After the personal description is given, it is said, "He had a name written, that no man knew, but He Himself." The introduction of this statement in this especial place, is very striking: "His eyes were as a flame of fire, and on His head were many crowns"; and then, before relating that He was "clothed with a vesture dipped in blood," the secret, written name, is mentioned. There must be a reason for this; and as the explanation we cannot forbear giving the words of another: "But, though thus revealed as man, He had glory none could penetrate into"; and the writer adds, in a note, "So it was as to His person and service. No one knew the Son but the Father. It was the secret of His rejection. He was that, and so necessarily such in the world. But the world under Satan's influence would not have that.

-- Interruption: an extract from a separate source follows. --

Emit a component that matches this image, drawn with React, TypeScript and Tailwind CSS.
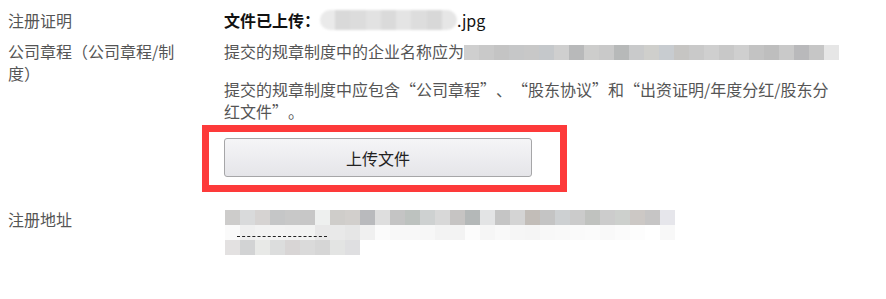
const row2Blocks = [
  '#cfcfcf', '#c9c9c9', '#c4c4c4', '#c6c7c8', '#c8c8c8', '#c5c8cb', '#cfcfcf', '#b8b9ba',
  '#cdcdcc', '#c9c9c9', '#b7b9b9', '#c9cacb', '#cfcfcc', '#c8ccd0', '#c6c5c3', '#c9c9c9',
  '#cfcfcf', '#c8c8c8', '#cfcfcf', '#c3c3c3', '#bebebe', '#c9c9c9', '#b9b9bb', '#c6c6c6', '#e6e6e6',
];

const addrTop = [
  '#cdcccb', '#d9dadb', '#d6d3d2', '#c5c6c7', '#c8c8c8', '#c7c7c7', '#eef0ef', '#cfcdca',
  '#d2cfcc', '#b9babd', '#dedede', '#c4c4c4', '#bdc2bf', '#ced1d1', '#d8d8d8', '#c6c4c3',
  '#b4b8b8', '#e3e4e5', '#c5c5c5', '#d4d4d4', '#c2bdb8', '#c4c4c4', '#cdd0d2', '#cbcbcb',
  '#c0c2bf', '#cccccc', '#cdd0cd', '#ccc8c5', '#c6c5c5', '#e6e6eb',
];

const addrMid = [
  '#fafafa', '#efefef', '#f2f2f2', '#f3f3f3', '#f2f2f2', '#f2f3f2', '#e8e8e8', '#e9e9e9',
  '#e6e6e6', '#f0f0f0', '#fbfbfb', '#f8f8f8', '#f8f8f8', '#f7f7f7', '#f3f3f3', '#f3f3f3',
  '#fcfcfc', '#f6f6f6', '#f9f9f9', '#f6f6f6', '#f5f5f5', '#f8f8f8', '#f9f9f9', '#fafafa',
  '#fbfbfb', '#f9f9f9', '#fbfbfb', '#fdfdfd', '#ffffff', '#f8f8f8',
];

const addrBottom = ['#e3e1e1', '#d2d3d4', '#e8e9e7', '#dcdddd', '#d8d5d5', '#dadada', '#d6d6d6', '#e3e4e3', '#dfdfe1'];

const BlockRow = ({ colors }: { colors: string[] }) => (
  <div className="flex h-[15px]">
    {colors.map((c, i) => (
      <div key={i} className="w-[15px] h-full" style={{ backgroundColor: c }} />
    ))}
  </div>
);

// full-width curly quotes, like the CJK system font renders them
const Open = () => <span className="inline-block w-[16px] text-right">“</span>;
const Close = () => <span className="inline-block w-[16px] text-left">”</span>;

export default function App() {
  return (
    <div
      className="w-[886px] h-[299px] bg-white text-[16px] leading-[22px] text-[#555]"
      style={{ fontFamily: '"Noto Sans CJK SC", "Noto Sans", sans-serif' }}
    >
      {/* 注册证明 */}
      <div className="flex pt-[9px]">
        <div className="w-[224px] pl-[8px] shrink-0">注册证明</div>
        <div className="flex items-center">
          <span className="font-bold text-[#111]">文件已上传：</span>
          <div className="flex h-[20px] w-[137px] rounded-[10px] overflow-hidden blur-[1px]">
            {['#eaeaea', '#d9d9d9', '#dcdcdc', '#e2e2e2', '#dadada', '#e4e4e4', '#dddddd', '#d8d8d8', '#e6e6e6'].map((c, i) => (
              <div key={i} className="flex-1" style={{ backgroundColor: c }} />
            ))}
          </div>
          <span className="text-[#111]">.jpg</span>
        </div>
      </div>

      {/* 公司章程 */}
      <div className="flex mt-[9px]">
        <div className="w-[224px] pl-[8px] pr-[40px] shrink-0">公司章程（公司章程/制度）</div>
        <div className="w-[630px]">
          <div className="flex items-center">
            <span>提交的规章制度中的企业名称应为</span>
            <div className="mt-[3px] blur-[0.5px]">
              <BlockRow colors={row2Blocks} />
            </div>
          </div>
          <p className="mt-[16px] w-[612px]">
            提交的规章制度中应包含<Open />公司章程<Close />、<Open />股东协议<Close />和<Open />出资证明/年度分红/股东分红文件<Close />。
          </p>
          <div className="-ml-[22px] mt-[3px] w-[365px] border-[7px] border-[#fd3a3a] pl-[15px] pt-[6px] pb-[8px] pr-[28px]">
            <button className="w-[308px] h-[39px] rounded-[3px] border border-[#a6a6a8] bg-gradient-to-b from-[#f5f5f7] to-[#e5e5e9] text-[16px] text-[#222]">
              上传文件
            </button>
          </div>
        </div>
      </div>

      {/* 注册地址 */}
      <div className="flex mt-[16px]">
        <div className="w-[224px] pl-[8px] shrink-0">注册地址</div>
        <div className="mt-[2px] ml-[1px] relative">
          <BlockRow colors={addrTop} />
          <BlockRow colors={addrMid} />
          <BlockRow colors={addrBottom} />
          <div className="absolute left-[12px] top-[26px] w-[90px] border-t border-dashed border-[#222]" />
        </div>
      </div>
    </div>
  );
}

In His humiliation His divine glory was maintained in the unsounded depths of His person. Now He is revealed in glory; but there ever remained what none could search, or penetrate, into - His own Person and nature. As revealing God, in grace or power, so as to make Him known, we know Him. But His Person as Son always remains unsearchable. His name is written, so that we know it is unknowable - not unknown, but unknowable." These weighty words deserve the careful consideration of the reader - especially at the present moment - for they contain a wholesome reminder of the inscrutability of the Person of the Son.

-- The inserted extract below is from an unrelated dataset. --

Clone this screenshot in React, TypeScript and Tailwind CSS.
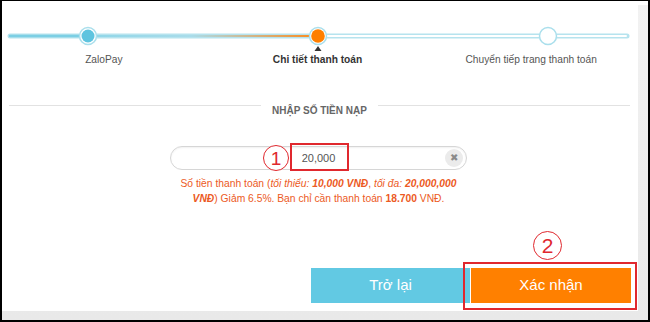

First comes the written name, unknown to all but its divine Possessor; and then, in connection with the vesture dipped in blood, it is said, "And His name is called, The Word of God." This must be carefully distinguished from what is found in the first verse of John's gospel. "The Word" there who was with God, and who was God, if it be taken, for the moment, as a divine title, cannot mean less than that, (as has been well said) "He is, and He is the expression of the whole mind that subsists in God"; and this absolutely as relating to all that God is. But in our scripture, while the "Word of God" is the revelation of what God is, it is the revelation of God in a special aspect or character. The very details of His appearing out of heaven sitting on a white horse will make this plain. There is not a word of tenderness, grace, or affection; He is "called Faithful and True, and in righteousness He doth judge and make war. His eyes were as a flame of fire. . . He was clothed with a vesture dipped in blood," etc. All speaks of holy and unsparing judgment; of judgment according to the standard of a righteous God; as indeed it is said: "He treadeth the winepress of the fierceness and wrath of Almighty God." (v. 15.) It is of all this, of God so presented, that Christ, as the Word of God, is the revelation. So in the gospels, for example, while Christ was ever God manifest in the flesh, it is in the aspect, sometimes of power, sometimes of grace - sometimes as light, and sometimes as love. But in whatever way, He expressed that which was divine; He was never less than all that He is.
Yet another name is given: in verse 16 it is said, "And He hath on His vesture and on His thigh a name written, KING OF KINGS, AND LORD OF LORDS." The context explains at once the force of this title, showing that, in harmony with the whole book, it has relation to the earth. In the preceding verse, we are told that He will smite the nations, and rule them with a rod of iron; and the name, or title, we are considering, indicates that it is consequent upon this that our blessed Lord will establish His throne of universal supremacy upon the earth. Already exalted at the right hand of God, "angels and authorities and powers being made subject unto Him," He will in the day of which our passage speaks, be exalted also in this world, when He will "have dominion also from sea to sea, and from the river unto the ends of the earth." It will be the fulfilment of the promise, "Also I will make Him My Firstborn, higher than the kings of the earth." (Psalm 89: 27.)
As showing the delight of the Spirit of God in directing our attention to the future glory of Christ in this world, it may be mentioned that twice before in this book it has been introduced. At the very commencement, in John's address to the seven churches, we read, "And from Jesus Christ, who is the faithful witness, and the first begotten of the dead, and the prince of the kings of the earth." It is the past of our blessed Lord, what He was when down here as the Faithful Witness; it is the present, what He is as risen from the dead, the First Begotten; and it is the future, what He will be, when He shall have taken His great power, and when all the potentates of the earth will render their homage at His feet as Lord of them all. In chapter 11 we find also the same blessed era. When the seventh angel sounded, "there were great voices in heaven, saying, The kingdoms of this world are become [the kingdoms] of our Lord, and of His Christ;1 and He shall reign for ever and ever." (Rev. 11: 15.) At the present time, "the whole creation groaneth and travaileth in pain together"; in that day, "the creature itself also shall be delivered from the bondage of corruption into the liberty of the glory of the children of God:" and under the rule of the rightful King over all the nations of the earth, the work of righteousness shall be peace; and the effect of righteousness, quietness and assurance for ever.
Such is the blessed future which awaits the earth; but before that can arrive, all the believers of this period will have been caught up in the clouds to meet the Lord in the air. The marriage of the Lamb, as we have seen from our chapter, precedes the appearing of the Lord. The hope of the Church, therefore, is the return of the Lord for His saints, For this they daily wait in communion with His own heart. To be with Him will be the consummation of their joy, inasmuch as it will be His joy in presenting His bride to Himself, which will fill their hearts and overflow in perpetual praise at His feet. But their vision is not bounded by this prospect, glorious as it is; for they look forward also, with earnest longing, to His appearing in glory, not because, in the grace of their God, they will be displayed in the same glory with Himself, but rather because the time will then have come when their Lord, who was once rejected and crucified, will be publicly exalted and enthroned as King of kings and Lord of lords. Yea -
"Our longing eyes would fain behold
That bright and blessèd brow,
Once wrung with bitterest anguish, wear
Its crown of glory now."
Footnote
1A better translation is: "The kingdom of the world of our Lord and of His Christ is come."